Question 16.SP.6: A uniform sphere with mass m and radius r is projected along...
A uniform sphere with mass m and radius r is projected along a rough horizontal surface with a linear velocity \overline{\mathbf{v}}_0 and no angular velocity. Denoting the coefficient of kinetic friction between the sphere and the floor by μ_k, determine (a) the time t_1 at which the sphere starts rolling without sliding, (b) the linear velocity and angular velocity of the sphere at time t_1.
STRATEGY: Since you have forces acting on the sphere, use Newton’s second law. To relate the acceleration to the velocity, you need to use the basic kinematic relationships. The sphere starts out rotating and sliding; it stops sliding when the instantaneous point of contact with the ground has a velocity of zero.
MODELING: Choose the sphere as your system and model it as a rigid body. The assumed positive directions for the acceleration of the mass center and the angular acceleration are shown in Fig. 1. Free-body and kinetic diagrams for this system are shown in Fig. 2. Since the point of the sphere in contact with the surface is sliding to the right, the friction force F is directed to the left. While the sphere is sliding, the magnitude of the friction force is F=\mu_k N.
ANALYSIS:
Equations of Motion. Applying Newton’s second law in the x and y directions gives
\begin{array}{rlc}+\uparrow \Sigma F_y=m \bar{a}_y: & N-W=0 \\& N=W=m g \quad F=\mu_k N=\mu_k m g & \\\stackrel{+}{\rightarrow} \Sigma F_x=m \bar{a}_x: & -F=m \bar{a} \quad-\mu_k m g=m \bar{a} \quad \bar{a}=-\mu_k g\end{array}
Now taking moments about the center of gravity, you get
+\circlearrowright \Sigma M_G=\bar{I} \alpha: \quad F r=\bar{I} \alpha
Noting that \bar{I}=\frac{2}{5} m r^2 and substituting the given value for F, you have
\left(\mu_k m g\right) r=\frac{2}{5} m r^2 \alpha \quad \alpha=\frac{5}{2} \frac{\mu_k g}{r}
Kinematics of Motion. As long as the sphere both rotates and slides, its linear and angular accelerations are constant. Therefore, you can use the constant-acceleration equations to relate these accelerations to the linear velocity and angular velocity.
t=0, \bar{v}=\bar{v}_0 \quad \bar{v}=\bar{v}_0 + \bar{a} t=\bar{v}_0 – \mu_k g t (1)

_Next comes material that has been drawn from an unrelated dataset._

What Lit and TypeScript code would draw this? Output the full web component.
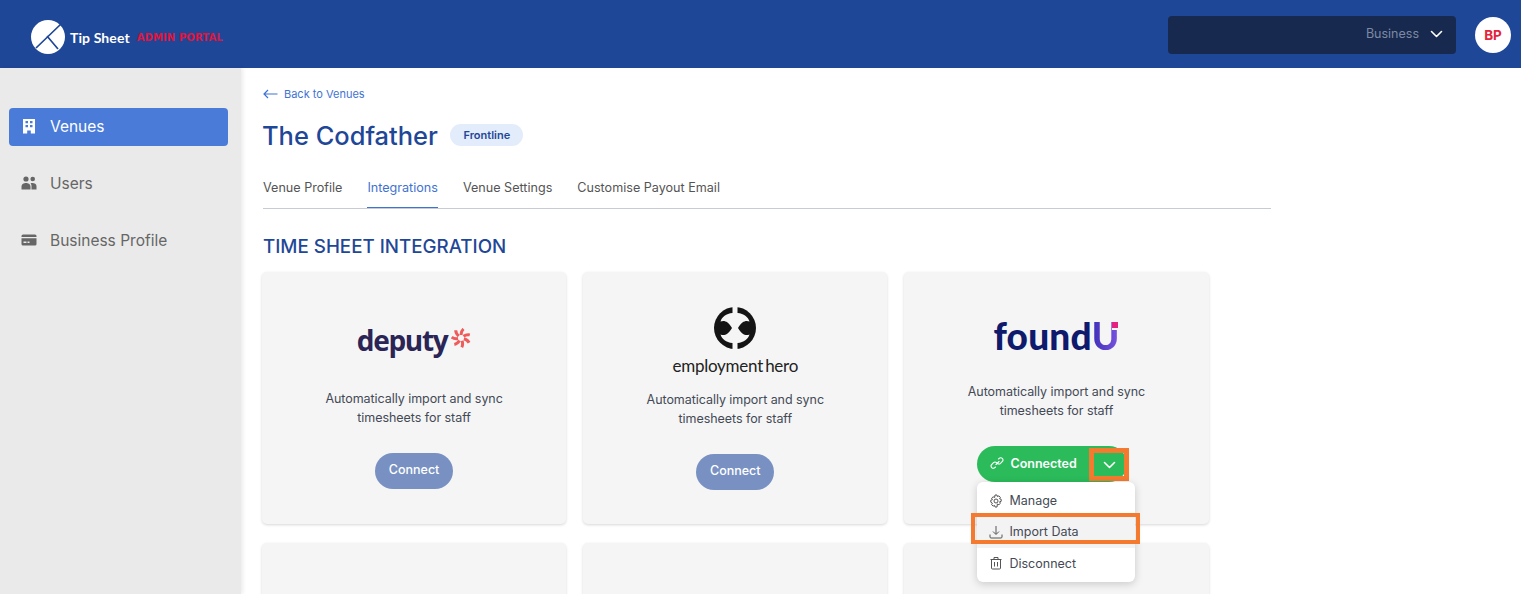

t=0, \omega_0=0 \quad \omega=\omega_0+\alpha t=0 + \left(\frac{5}{2} \frac{\mu_k g}{r}\right) t (2)
The sphere starts rolling without sliding when the velocity v_C of the point of contact C is zero (Fig. 3). At that time, t = t_1, point C becomes the instantaneous center of rotation, and you have
\bar{v}_1=r \omega_1 (3)
Substituting in Eq. (3) the values obtained for \bar{v}_1 and \omega_1 by making t = t_1 in Eqs. (1) and (2), respectively, you obtain
\bar{v}_0-\mu_k g t_1=r\left(\frac{5}{2} \frac{\mu_k g}{r} t_1\right) \quad t_1=\frac{2}{7} \frac{\bar{v}_0}{\mu_k g}
Substituting for t_1 into Eq. (2), you have
\begin{aligned}&\omega_1=\frac{5}{2} \frac{\mu_k g}{r} t_1=\frac{5}{2} \frac{\mu_k g}{r}\left(\frac{2}{7} \frac{\bar{v}_0}{\mu_k g}\right) \quad \omega_1=\frac{5}{7} \frac{\bar{v}_0}{r} \quad \omega_1=\frac{5}{7} \frac{\bar{v}_0}{r} \circlearrowright \\&\bar{v}_1=r \omega_1=r\left(\frac{5}{7} \frac{\bar{v}_0}{r}\right) \quad \bar{v}_1=\frac{5}{7} \bar{v}_0 \quad \mathrm{v}_1=\frac{5}{7} \bar{v}_0 \rightarrow\end{aligned}
REFLECT and THINK: Notice we chose a different coordinate system then we usually do, with the positive rotation going clockwise. This means that you will not be able to use vector algebra solutions since it is not a right-handed coordinate system.
You could use this type of analysis to determine how long it takes a bowling ball to begin to roll without slip or to see how the coefficient of friction affects this motion. Instead of taking moments about the center of gravity, you could have chosen to take moments about point C, in which case your third equation would have been \Sigma M_C=\dot{H}_C \longrightarrow 0=m \bar{a} r + \bar{I} \alpha.